- _GOAL OF THE EXERCISE_
Would you transcribe the listing that follows, character for character, and omit its images?

- _DATA EXCERPT_
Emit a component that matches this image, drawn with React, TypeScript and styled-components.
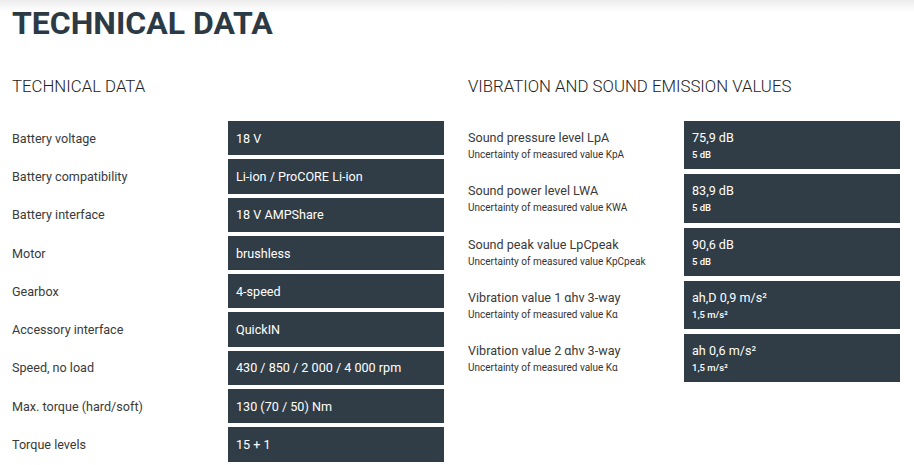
import styled, { createGlobalStyle } from "styled-components";

const GlobalStyle = createGlobalStyle`
  body {
    margin: 0;
    font-family: Roboto, "Liberation Sans", Arial, sans-serif;
    background: linear-gradient(#ececec 0px, #ffffff 12px) no-repeat, #ffffff;
    color: #333;
  }
`;

const Page = styled.main`
  padding: 0 12px;
  width: 888px;
`;

const Title = styled.h1`
  margin: 0;
  padding-top: 4px;
  font-size: 32px;
  line-height: 38px;
  font-weight: 700;
  color: #2c3a45;
`;

const Columns = styled.div`
  display: grid;
  grid-template-columns: 432px 432px;
  column-gap: 24px;
  margin-top: 34px;
`;

const SectionTitle = styled.h2`
  margin: 0 0 25px;
  font-size: 16.8px;
  line-height: 20px;
  font-weight: 300;
  color: #222;
`;

const Table = styled.div<{ $gap: number }>`
  display: flex;
  flex-direction: column;
  gap: ${(p) => p.$gap}px;
`;

const Row = styled.div<{ $height: number }>`
  display: grid;
  grid-template-columns: 216px 216px;
  height: ${(p) => p.$height}px;
`;

const Label = styled.div`
  display: flex;
  flex-direction: column;
  justify-content: center;
  font-size: 12.6px;
  color: #3a3a3a;
`;

const SubLabel = styled.span`
  font-size: 10px;
  margin-top: 4px;
  color: #333;
`;

const Value = styled.div`
  background: #313d46;
  color: #fff;
  display: flex;
  flex-direction: column;
  justify-content: center;
  padding: 0 8px;
  font-size: 12.6px;
`;

const SubValue = styled.span`
  font-size: 9.5px;
  font-weight: 500;
  margin-top: 4px;
`;

const tech = [
  ["Battery voltage", "18 V"],
  ["Battery compatibility", "Li-ion / ProCORE Li-ion"],
  ["Battery interface", "18 V AMPShare"],
  ["Motor", "brushless"],
  ["Gearbox", "4-speed"],
  ["Accessory interface", "QuickIN"],
  ["Speed, no load", "430 / 850 / 2 000 / 4 000 rpm"],
  ["Max. torque (hard/soft)", "130 (70 / 50) Nm"],
  ["Torque levels", "15 + 1"],
];

const emission = [
  { label: "Sound pressure level LpA", sub: "Uncertainty of measured value KpA", value: "75,9 dB", unc: "5 dB" },
  { label: "Sound power level LWA", sub: "Uncertainty of measured value KWA", value: "83,9 dB", unc: "5 dB" },
  { label: "Sound peak value LpCpeak", sub: "Uncertainty of measured value KpCpeak", value: "90,6 dB", unc: "5 dB" },
  { label: "Vibration value 1 αhv 3-way", sub: "Uncertainty of measured value Kα", value: "ah,D 0,9 m/s²", unc: "1,5 m/s²" },
  { label: "Vibration value 2 αhv 3-way", sub: "Uncertainty of measured value Kα", value: "ah 0,6 m/s²", unc: "1,5 m/s²" },
];

const App = () => (
  <>
    <GlobalStyle />
    <Page>
      <Title>TECHNICAL DATA</Title>
      <Columns>
        <section>
          <SectionTitle>TECHNICAL DATA</SectionTitle>
          <Table $gap={4}>
            {tech.map(([label, value]) => (
              <Row key={label} $height={34.3}>
                <Label>{label}</Label>
                <Value>{value}</Value>
              </Row>
            ))}
          </Table>
        </section>
        <section>
          <SectionTitle>VIBRATION AND SOUND EMISSION VALUES</SectionTitle>
          <Table $gap={5}>
            {emission.map((e) => (
              <Row key={e.label} $height={48.3}>
                <Label>
                  {e.label}
                  <SubLabel>{e.sub}</SubLabel>
                </Label>
                <Value>
                  {e.value}
                  <SubValue>{e.unc}</SubValue>
                </Value>
              </Row>
            ))}
          </Table>
        </section>
      </Columns>
    </Page>
  </>
);

export default App;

- _SOLUTION_
Emit a component that matches this image, drawn with React, TypeScript and styled-components.
import styled, { createGlobalStyle } from "styled-components";

const GlobalStyle = createGlobalStyle`
  body {
    margin: 0;
    font-family: Roboto, "Liberation Sans", Arial, sans-serif;
    background: linear-gradient(#ececec 0px, #ffffff 12px) no-repeat, #ffffff;
    color: #333;
  }
`;

const Page = styled.main`
  padding: 0 12px;
  width: 888px;
`;

const Title = styled.h1`
  margin: 0;
  padding-top: 4px;
  font-size: 32px;
  line-height: 38px;
  font-weight: 700;
  color: #2c3a45;
`;

const Columns = styled.div`
  display: grid;
  grid-template-columns: 432px 432px;
  column-gap: 24px;
  margin-top: 34px;
`;

const SectionTitle = styled.h2`
  margin: 0 0 25px;
  font-size: 16.8px;
  line-height: 20px;
  font-weight: 300;
  color: #222;
`;

const Table = styled.div<{ $gap: number }>`
  display: flex;
  flex-direction: column;
  gap: ${(p) => p.$gap}px;
`;

const Row = styled.div<{ $height: number }>`
  display: grid;
  grid-template-columns: 216px 216px;
  height: ${(p) => p.$height}px;
`;

const Label = styled.div`
  display: flex;
  flex-direction: column;
  justify-content: center;
  font-size: 12.6px;
  color: #3a3a3a;
`;

const SubLabel = styled.span`
  font-size: 10px;
  margin-top: 4px;
  color: #333;
`;

const Value = styled.div`
  background: #313d46;
  color: #fff;
  display: flex;
  flex-direction: column;
  justify-content: center;
  padding: 0 8px;
  font-size: 12.6px;
`;

const SubValue = styled.span`
  font-size: 9.5px;
  font-weight: 500;
  margin-top: 4px;
`;

const tech = [
  ["Battery voltage", "18 V"],
  ["Battery compatibility", "Li-ion / ProCORE Li-ion"],
  ["Battery interface", "18 V AMPShare"],
  ["Motor", "brushless"],
  ["Gearbox", "4-speed"],
  ["Accessory interface", "QuickIN"],
  ["Speed, no load", "430 / 850 / 2 000 / 4 000 rpm"],
  ["Max. torque (hard/soft)", "130 (70 / 50) Nm"],
  ["Torque levels", "15 + 1"],
];

const emission = [
  { label: "Sound pressure level LpA", sub: "Uncertainty of measured value KpA", value: "75,9 dB", unc: "5 dB" },
  { label: "Sound power level LWA", sub: "Uncertainty of measured value KWA", value: "83,9 dB", unc: "5 dB" },
  { label: "Sound peak value LpCpeak", sub: "Uncertainty of measured value KpCpeak", value: "90,6 dB", unc: "5 dB" },
  { label: "Vibration value 1 αhv 3-way", sub: "Uncertainty of measured value Kα", value: "ah,D 0,9 m/s²", unc: "1,5 m/s²" },
  { label: "Vibration value 2 αhv 3-way", sub: "Uncertainty of measured value Kα", value: "ah 0,6 m/s²", unc: "1,5 m/s²" },
];

const App = () => (
  <>
    <GlobalStyle />
    <Page>
      <Title>TECHNICAL DATA</Title>
      <Columns>
        <section>
          <SectionTitle>TECHNICAL DATA</SectionTitle>
          <Table $gap={4}>
            {tech.map(([label, value]) => (
              <Row key={label} $height={34.3}>
                <Label>{label}</Label>
                <Value>{value}</Value>
              </Row>
            ))}
          </Table>
        </section>
        <section>
          <SectionTitle>VIBRATION AND SOUND EMISSION VALUES</SectionTitle>
          <Table $gap={5}>
            {emission.map((e) => (
              <Row key={e.label} $height={48.3}>
                <Label>
                  {e.label}
                  <SubLabel>{e.sub}</SubLabel>
                </Label>
                <Value>
                  {e.value}
                  <SubValue>{e.unc}</SubValue>
                </Value>
              </Row>
            ))}
          </Table>
        </section>
      </Columns>
    </Page>
  </>
);

export default App;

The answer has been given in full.